Immediately, I started to cry. I had grown up watching my father be harassed by airport personnel, in the U.S. and the Dominican Republic, where we traveled every summer. He was regularly singled out for supposedly random searches. I grew to expect it, but I never stopped feeling angry and scared. I identified powerfully with him, although people often told us we looked nothing alike. I am lighter-skinned and have always benefited from all the associated privileges. Now that I was the one in my family who could count on being targeted and stopped, I wondered if it had been lonely for him, too.
I believe connection is about more than shared identity, and shared identity about more than common suffering, but I’ve still found it difficult to resist the allure in seeing myself as the same as those closest to me. I’ve felt this impulse especially in contexts where I already was an outsider to whiteness and couldn’t bear any further alienation—in my private high school where I bonded fiercely with the girls of color in my class, in the Black spaces I called home at Yale, in my family of origin and my chosen family because I wanted home to be a refuge from the tensions of the outside world. I felt it when as a child I picked out the crayons that I thought most closely resembled my skin tone and my father’s and felt great relief that they were, at least, both brown.
The desire to belong to the people we love is powerful. It can be tempting to make that belonging straightforward, to elide differences and emphasize the ways I am like my loved ones: I am Black like my father, Latinx like my husband.

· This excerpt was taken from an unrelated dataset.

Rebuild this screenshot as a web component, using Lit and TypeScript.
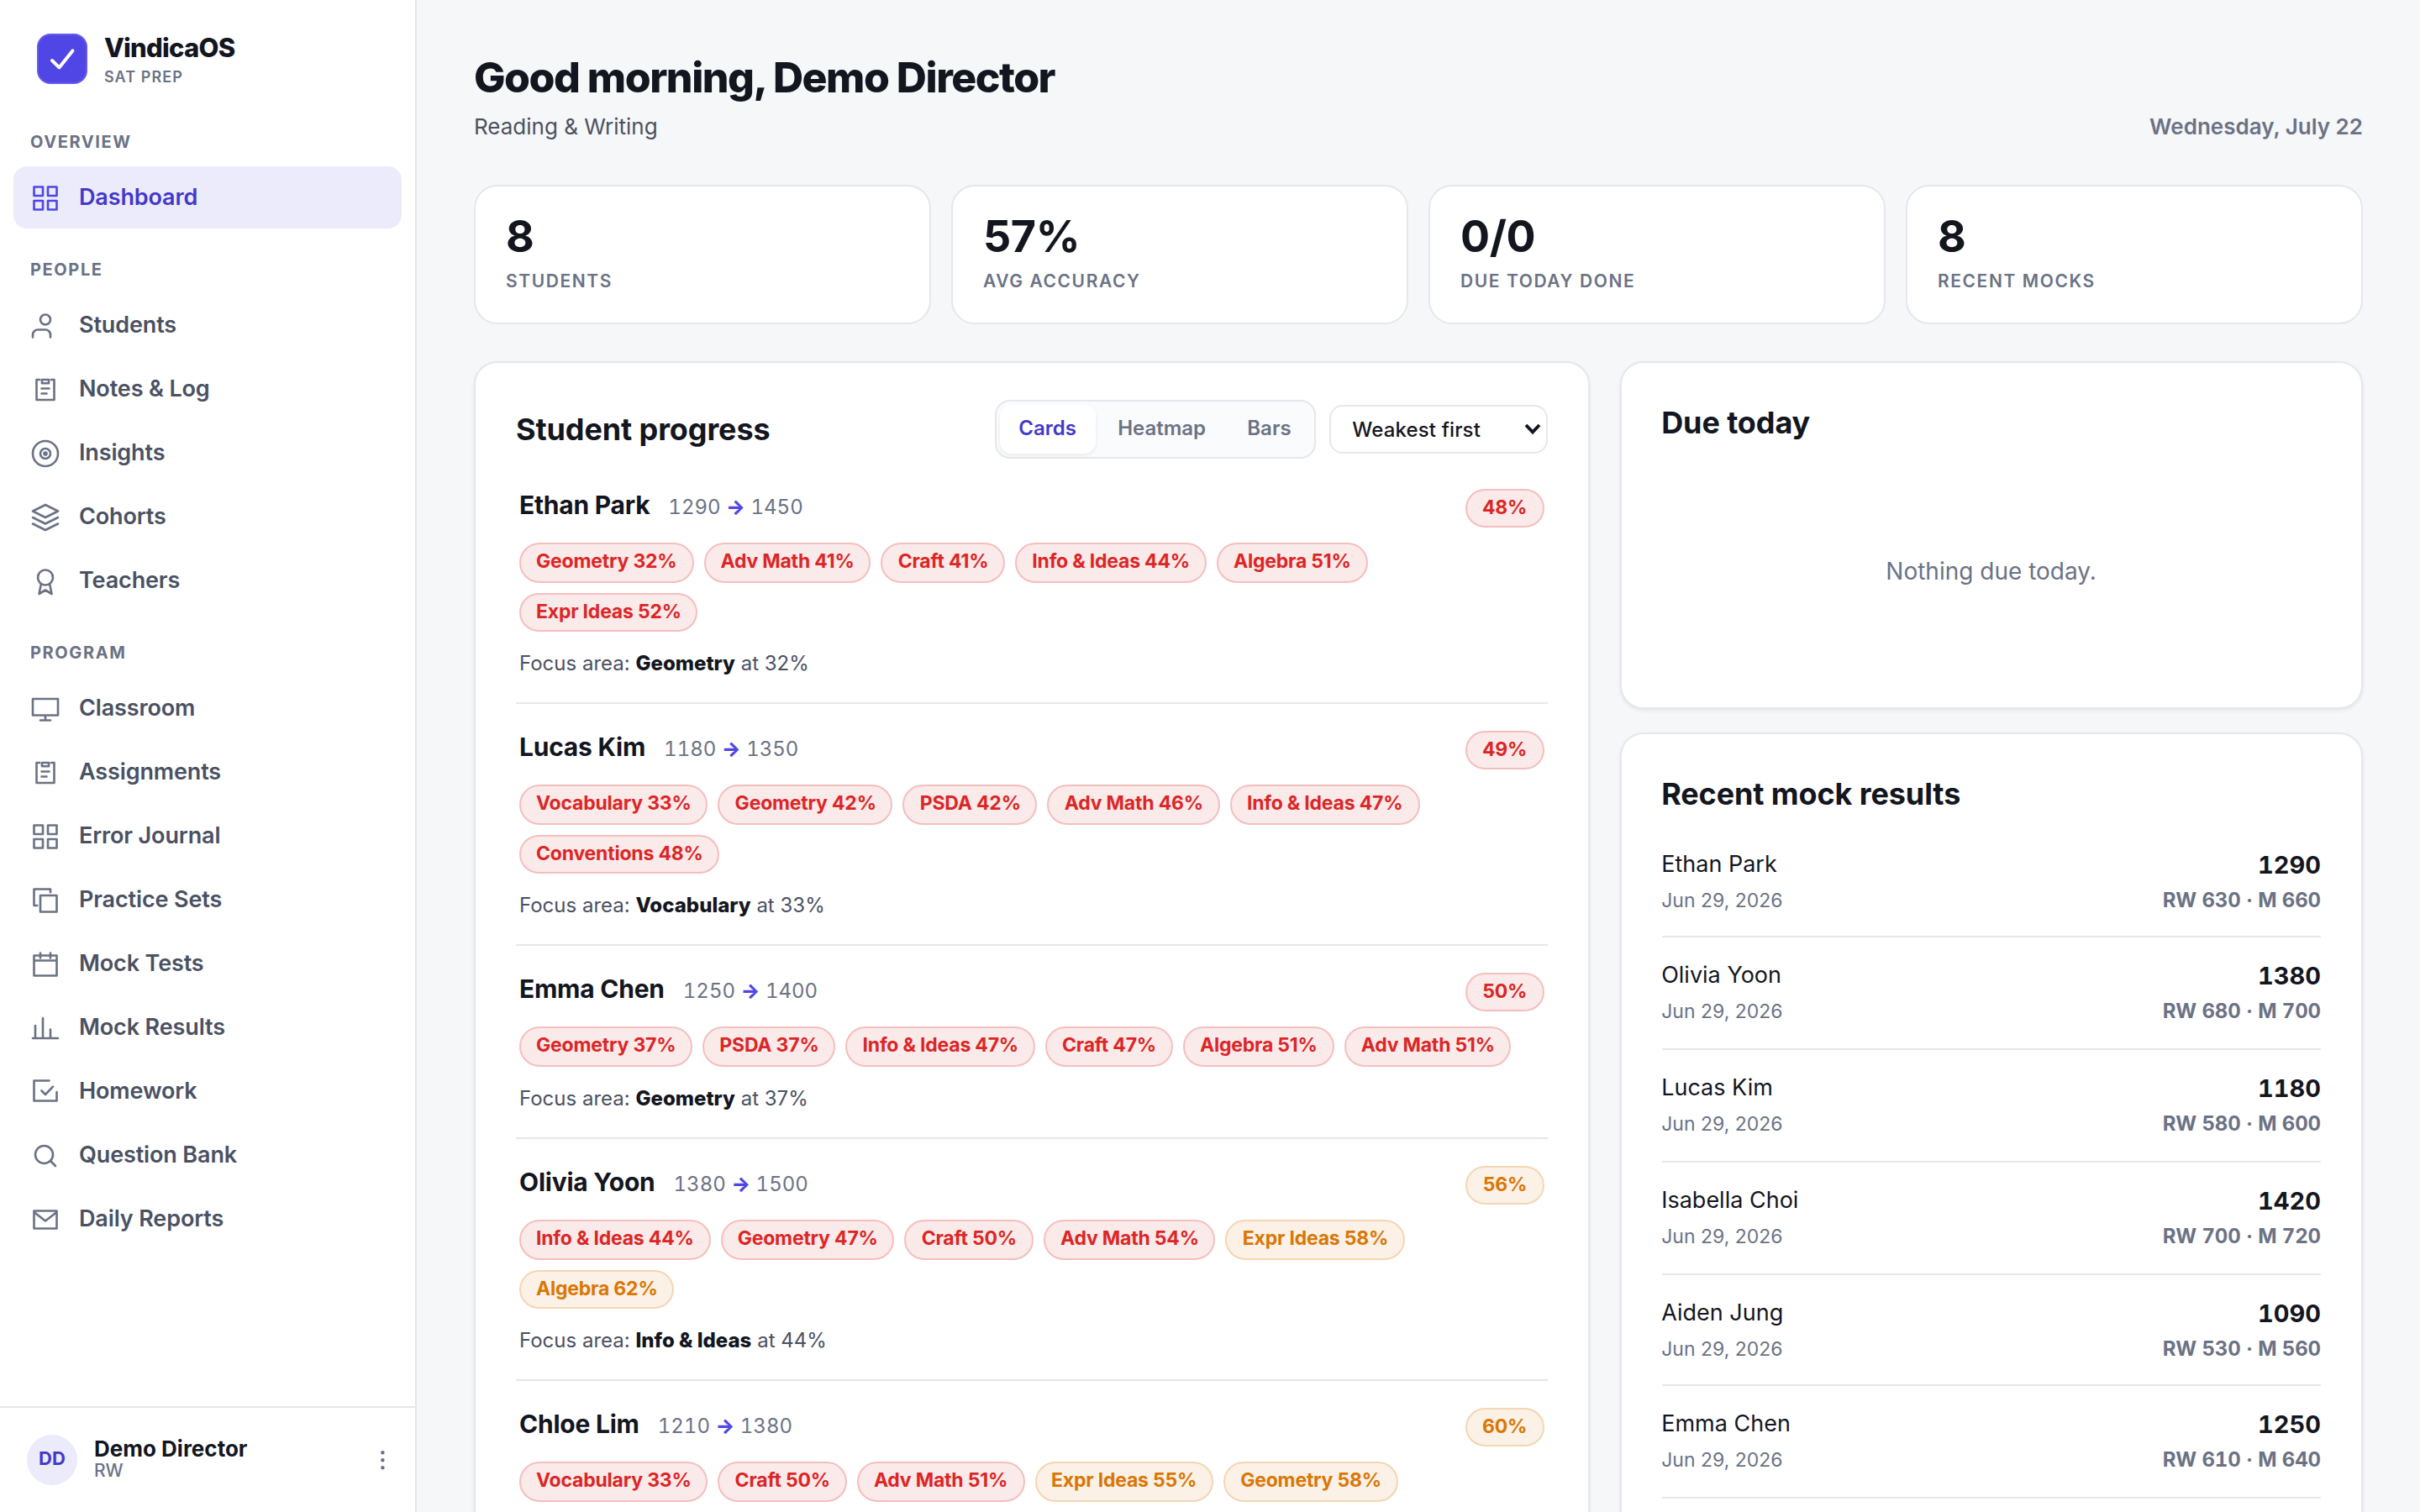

But this urge to seek simplicity, to focus on commonality is akin to the sort of clumsy, reductive thinking that is so troubling in popular public conversations about race. Those conversations are often marked by binary thinking and easy categorization, although how race and culture shape identity, kinship, and solidarity are much more complicated.
I likely became a novelist, in part, because novels are deep, capacious. They can hold ambiguity and nuance without being neutral and ultimately saying nothing. It’s no accident that both my novels explore how hard it can be to belong in a mixed family. My most recent novel, What’s Mine and Yours, follows two young people who fall in love at a newly integrated high school in North Carolina. She is a white-presenting Latina; he is a young Black man. Race matters in their relationship although the beloveds wish it weren’t so. While these characters aren’t a fictionalized version of my marriage, I couldn’t have written them if I hadn’t started to reckon more honestly with the differences in my experience and my husband’s. I finished the book while I was pregnant, at a time when we spoke often about how these questions of identity and our family might become trickier with a child. We focused mainly on how my husband could support and validate the experience of a child we imagined would be brown.
To our surprise, our daughter was born with light skin and green eyes. Strangers and relatives alike declared she looked nothing like me, and their coded comments were familiar. They were speaking about appearance, but their words cut deeper—they suggested something much more elemental about who she is, who I am, and the gap between.
Once on a walk in the park, a woman asked if the baby in the stroller was mine. I said yes, and the woman responded, “Really?” I said yes again. “She doesn’t look like your daughter,” she said, as if determined to have the final word. I am never not wondering whether I’ll be seen as my daughter’s mother when we are in public. No one has ever been confused about whether my husband is her father.
My daughter is a toddler now, and her eyes have turned hazel, her brown hair has started to curl. Occasionally, someone will say she has my eyebrows, my undereye circles, my nose. Mostly people continue to insist we look nothing alike. I know what else they mean. I don’t know how she will ultimately identify when she’s older or how she will move through the world. I imagine it will be complicated. My hope is that I’ll let it be so. I hope we remember we don’t have to make a case for how alike we are to be kindred. We don’t even have to be kindred to love one another.